Alors qu'au bout de 500 itérations, l'amas montre une certaine concentration aux environs de l'origine (figure (a)), un étirement relativement important apparaît 1 500 itérations plus tard (figure (b)). Ce développement totalement imprévisible se confirme sur la figure (c) où de nouvelles excroissances se sont ajoutées. Ainsi, dans le quart nord-est, des sites qui dès le départ auraient pu porter la croissance ne sont utilisés qu'après avoir épuisé tous les sites de résistance inférieure. Ce type de croissance amène par conséquent a des résultats de forme variées et imprévisibles. La figure 2.31 illustre la diversité géométrique des amas obtenus avec le modèle d'invasion, après un nombre important d'itérations.
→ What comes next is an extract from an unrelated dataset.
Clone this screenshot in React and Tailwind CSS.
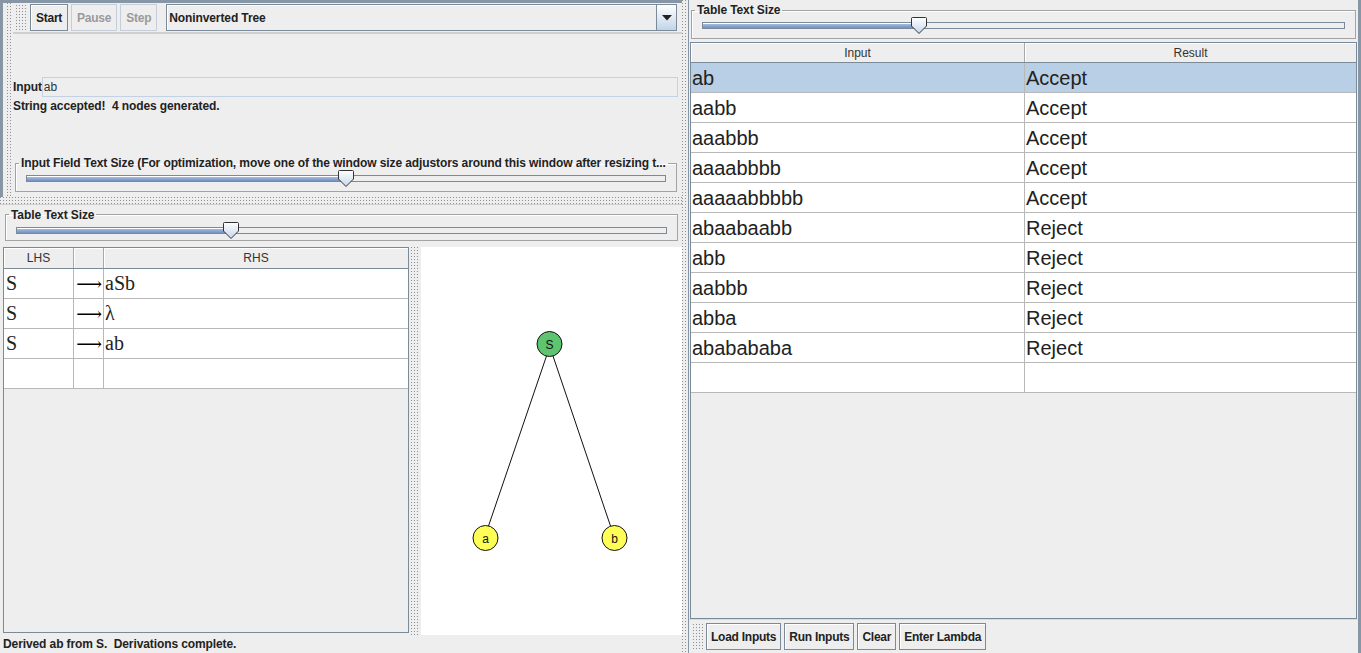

Par le biais de simulation de Monte-Carlo, D. WILKINSON et J.F. WILLEMSEN ont étudié la structure des amas du modèle d'invasion. Dans le cas avec absence de piégeage, la correspondance avec le modèle standard de percolation est clairement mise en évidence. Intuitivement, le problème consiste à activer tous les sites d'un réseau dont le nombre aléatoire associé est inférieur ou égal à la valeur de p*, tel que p* soit la valeur minimale nécessaire pour que l'amas percole. Le modèle d'invasion correspond alors à un sous ensemble des points qui sont actifs dans le modèle de percolation (Wilkinson et Willemsen, 1983, p. 3375). Les valeurs du seuil estimées dans le cas de l'invasion sont alors très proches des valeurs du seuil de percolation (tableau 2.1). Les valeurs du seuil de percolation sont précisées à titre de comparaison33.
Cependant, même si les résultats géométriques obtenus par le modèle d'invasion sont proches de ceux d'un problème de percolation, il existe tout de même des différences (Stauffer et Aharony, 1992, p. 135). Dans le modèle d'invasion, l'amas percole toujours à travers le réseau et par conséquent, il n'existe pas d'amas de taille finie. De plus, le problème ordinaire de percolation se réalise dans un contexte statique alors que le modèle d'invasion est un processus dynamique.